### Work to complete
Pick out all lines in the listing holding the string "components" and copy them.

### Recorded information
BEGIN

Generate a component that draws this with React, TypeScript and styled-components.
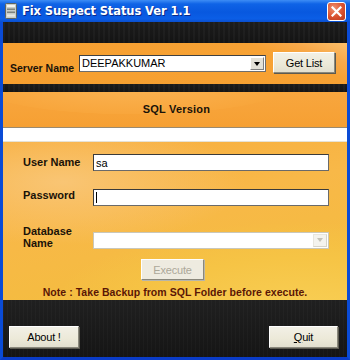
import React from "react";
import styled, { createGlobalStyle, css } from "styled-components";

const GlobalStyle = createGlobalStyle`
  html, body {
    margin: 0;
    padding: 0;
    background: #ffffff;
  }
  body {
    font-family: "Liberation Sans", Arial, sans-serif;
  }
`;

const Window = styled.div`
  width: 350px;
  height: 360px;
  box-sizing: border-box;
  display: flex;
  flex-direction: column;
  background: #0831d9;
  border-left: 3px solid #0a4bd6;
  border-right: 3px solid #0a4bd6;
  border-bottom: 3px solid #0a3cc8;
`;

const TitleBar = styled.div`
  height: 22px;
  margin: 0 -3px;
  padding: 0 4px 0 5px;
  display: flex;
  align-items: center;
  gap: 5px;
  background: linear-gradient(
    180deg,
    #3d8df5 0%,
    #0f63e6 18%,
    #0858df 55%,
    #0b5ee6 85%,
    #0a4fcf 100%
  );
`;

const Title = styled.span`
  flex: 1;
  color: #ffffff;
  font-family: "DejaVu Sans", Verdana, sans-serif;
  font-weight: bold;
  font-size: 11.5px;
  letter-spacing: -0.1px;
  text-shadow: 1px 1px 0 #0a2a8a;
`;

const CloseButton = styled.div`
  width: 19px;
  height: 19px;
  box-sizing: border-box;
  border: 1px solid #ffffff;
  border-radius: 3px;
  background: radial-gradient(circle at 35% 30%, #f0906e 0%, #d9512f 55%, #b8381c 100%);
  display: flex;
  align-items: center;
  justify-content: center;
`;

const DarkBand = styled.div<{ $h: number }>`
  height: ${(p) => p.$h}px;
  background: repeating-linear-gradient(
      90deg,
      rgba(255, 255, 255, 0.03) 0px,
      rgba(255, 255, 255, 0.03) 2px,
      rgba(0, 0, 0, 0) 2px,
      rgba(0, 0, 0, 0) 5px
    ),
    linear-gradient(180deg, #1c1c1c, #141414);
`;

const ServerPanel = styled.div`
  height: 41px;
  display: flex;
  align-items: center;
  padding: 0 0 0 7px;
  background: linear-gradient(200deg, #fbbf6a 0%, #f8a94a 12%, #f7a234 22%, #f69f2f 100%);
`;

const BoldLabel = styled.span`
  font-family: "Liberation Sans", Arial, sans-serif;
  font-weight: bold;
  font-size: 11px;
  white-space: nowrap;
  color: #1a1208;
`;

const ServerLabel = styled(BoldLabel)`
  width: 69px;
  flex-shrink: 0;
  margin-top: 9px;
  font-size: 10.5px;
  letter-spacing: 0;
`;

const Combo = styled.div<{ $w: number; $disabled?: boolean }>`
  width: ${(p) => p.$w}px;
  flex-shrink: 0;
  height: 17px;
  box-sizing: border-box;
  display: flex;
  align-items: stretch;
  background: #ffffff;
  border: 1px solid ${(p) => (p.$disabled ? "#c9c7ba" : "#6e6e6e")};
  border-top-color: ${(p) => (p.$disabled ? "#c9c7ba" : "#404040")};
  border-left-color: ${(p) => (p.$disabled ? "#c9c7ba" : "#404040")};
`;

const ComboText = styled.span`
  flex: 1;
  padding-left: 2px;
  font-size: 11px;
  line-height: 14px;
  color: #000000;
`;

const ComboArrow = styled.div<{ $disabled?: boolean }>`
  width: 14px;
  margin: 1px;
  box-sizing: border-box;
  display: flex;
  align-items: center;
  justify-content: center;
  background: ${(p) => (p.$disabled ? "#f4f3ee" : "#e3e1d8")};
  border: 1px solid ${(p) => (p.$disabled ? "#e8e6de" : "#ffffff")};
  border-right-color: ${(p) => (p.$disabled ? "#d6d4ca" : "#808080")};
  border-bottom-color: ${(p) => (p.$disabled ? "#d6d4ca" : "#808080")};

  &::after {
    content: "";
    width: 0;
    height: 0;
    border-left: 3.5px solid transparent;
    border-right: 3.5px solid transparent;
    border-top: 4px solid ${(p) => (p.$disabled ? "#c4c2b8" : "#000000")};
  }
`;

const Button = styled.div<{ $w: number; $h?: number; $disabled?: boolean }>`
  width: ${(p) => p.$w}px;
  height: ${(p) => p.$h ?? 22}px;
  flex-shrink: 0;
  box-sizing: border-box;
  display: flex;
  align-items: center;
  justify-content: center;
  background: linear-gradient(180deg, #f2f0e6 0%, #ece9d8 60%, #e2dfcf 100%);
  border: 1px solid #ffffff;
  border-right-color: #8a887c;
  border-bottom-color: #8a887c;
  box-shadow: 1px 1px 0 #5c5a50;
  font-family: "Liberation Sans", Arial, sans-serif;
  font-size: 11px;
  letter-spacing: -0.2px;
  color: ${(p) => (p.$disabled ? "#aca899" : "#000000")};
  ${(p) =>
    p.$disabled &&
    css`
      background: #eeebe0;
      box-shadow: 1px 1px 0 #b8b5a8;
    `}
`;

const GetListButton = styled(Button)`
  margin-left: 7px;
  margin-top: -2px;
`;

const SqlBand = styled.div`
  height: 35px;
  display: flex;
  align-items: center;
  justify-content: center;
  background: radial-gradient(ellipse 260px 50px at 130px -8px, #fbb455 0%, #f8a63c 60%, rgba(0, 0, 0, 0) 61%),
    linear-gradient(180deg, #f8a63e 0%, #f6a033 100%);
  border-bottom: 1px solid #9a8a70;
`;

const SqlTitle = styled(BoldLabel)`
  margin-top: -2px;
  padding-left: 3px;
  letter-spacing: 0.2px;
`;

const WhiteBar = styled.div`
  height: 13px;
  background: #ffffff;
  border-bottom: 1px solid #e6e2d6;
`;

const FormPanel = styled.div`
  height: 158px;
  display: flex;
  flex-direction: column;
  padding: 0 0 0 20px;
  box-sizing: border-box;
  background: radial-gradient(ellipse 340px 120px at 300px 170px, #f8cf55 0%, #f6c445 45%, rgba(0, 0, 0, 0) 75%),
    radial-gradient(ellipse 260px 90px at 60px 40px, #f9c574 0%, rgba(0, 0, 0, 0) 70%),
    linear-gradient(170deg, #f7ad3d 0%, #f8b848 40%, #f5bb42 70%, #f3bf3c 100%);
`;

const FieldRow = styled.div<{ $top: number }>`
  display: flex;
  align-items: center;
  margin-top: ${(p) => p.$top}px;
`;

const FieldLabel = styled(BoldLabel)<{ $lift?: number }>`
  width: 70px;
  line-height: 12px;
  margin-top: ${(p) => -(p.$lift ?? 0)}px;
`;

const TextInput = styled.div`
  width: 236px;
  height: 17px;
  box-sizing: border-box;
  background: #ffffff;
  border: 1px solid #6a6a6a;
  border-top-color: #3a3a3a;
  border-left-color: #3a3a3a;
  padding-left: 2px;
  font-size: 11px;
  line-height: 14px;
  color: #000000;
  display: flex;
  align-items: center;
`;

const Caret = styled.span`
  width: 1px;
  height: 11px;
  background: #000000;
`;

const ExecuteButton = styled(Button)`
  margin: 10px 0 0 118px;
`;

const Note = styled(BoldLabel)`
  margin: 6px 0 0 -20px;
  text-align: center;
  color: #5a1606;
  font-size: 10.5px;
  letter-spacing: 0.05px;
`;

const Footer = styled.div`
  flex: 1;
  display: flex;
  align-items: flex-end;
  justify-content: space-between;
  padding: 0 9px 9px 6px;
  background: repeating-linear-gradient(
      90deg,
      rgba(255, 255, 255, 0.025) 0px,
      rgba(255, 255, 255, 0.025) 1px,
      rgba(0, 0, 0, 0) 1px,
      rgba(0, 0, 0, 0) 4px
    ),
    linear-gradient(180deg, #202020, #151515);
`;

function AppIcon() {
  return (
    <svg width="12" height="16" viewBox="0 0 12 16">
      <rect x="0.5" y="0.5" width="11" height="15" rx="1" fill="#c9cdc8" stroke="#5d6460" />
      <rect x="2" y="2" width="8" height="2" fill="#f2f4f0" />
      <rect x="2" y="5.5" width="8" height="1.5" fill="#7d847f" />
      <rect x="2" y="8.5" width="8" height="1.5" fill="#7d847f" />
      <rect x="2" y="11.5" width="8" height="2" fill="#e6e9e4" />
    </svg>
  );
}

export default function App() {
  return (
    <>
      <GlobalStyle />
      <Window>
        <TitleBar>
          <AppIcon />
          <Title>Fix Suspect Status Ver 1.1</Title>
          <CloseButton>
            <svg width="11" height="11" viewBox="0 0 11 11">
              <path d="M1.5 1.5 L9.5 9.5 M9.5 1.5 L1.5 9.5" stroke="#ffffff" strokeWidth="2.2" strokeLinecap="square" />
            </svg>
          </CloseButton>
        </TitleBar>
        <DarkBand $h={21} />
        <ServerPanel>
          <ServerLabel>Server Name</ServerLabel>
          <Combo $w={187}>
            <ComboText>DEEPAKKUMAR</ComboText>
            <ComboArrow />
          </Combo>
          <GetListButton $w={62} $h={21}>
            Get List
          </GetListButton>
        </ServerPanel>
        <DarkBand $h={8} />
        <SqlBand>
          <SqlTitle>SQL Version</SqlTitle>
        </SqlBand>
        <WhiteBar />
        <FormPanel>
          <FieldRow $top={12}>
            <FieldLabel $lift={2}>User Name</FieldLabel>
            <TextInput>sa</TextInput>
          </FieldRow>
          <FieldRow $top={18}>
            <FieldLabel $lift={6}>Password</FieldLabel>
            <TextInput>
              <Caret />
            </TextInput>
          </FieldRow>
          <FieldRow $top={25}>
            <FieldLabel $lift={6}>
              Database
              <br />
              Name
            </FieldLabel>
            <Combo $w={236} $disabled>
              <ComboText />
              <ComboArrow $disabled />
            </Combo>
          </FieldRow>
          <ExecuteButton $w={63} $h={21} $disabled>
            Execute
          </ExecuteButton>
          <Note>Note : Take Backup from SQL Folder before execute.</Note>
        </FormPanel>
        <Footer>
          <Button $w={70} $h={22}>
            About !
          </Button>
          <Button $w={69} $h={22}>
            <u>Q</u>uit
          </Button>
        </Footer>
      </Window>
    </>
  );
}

END

### Correct response
Generate a component that draws this with React, TypeScript and styled-components.
import styled, { createGlobalStyle, css } from "styled-components";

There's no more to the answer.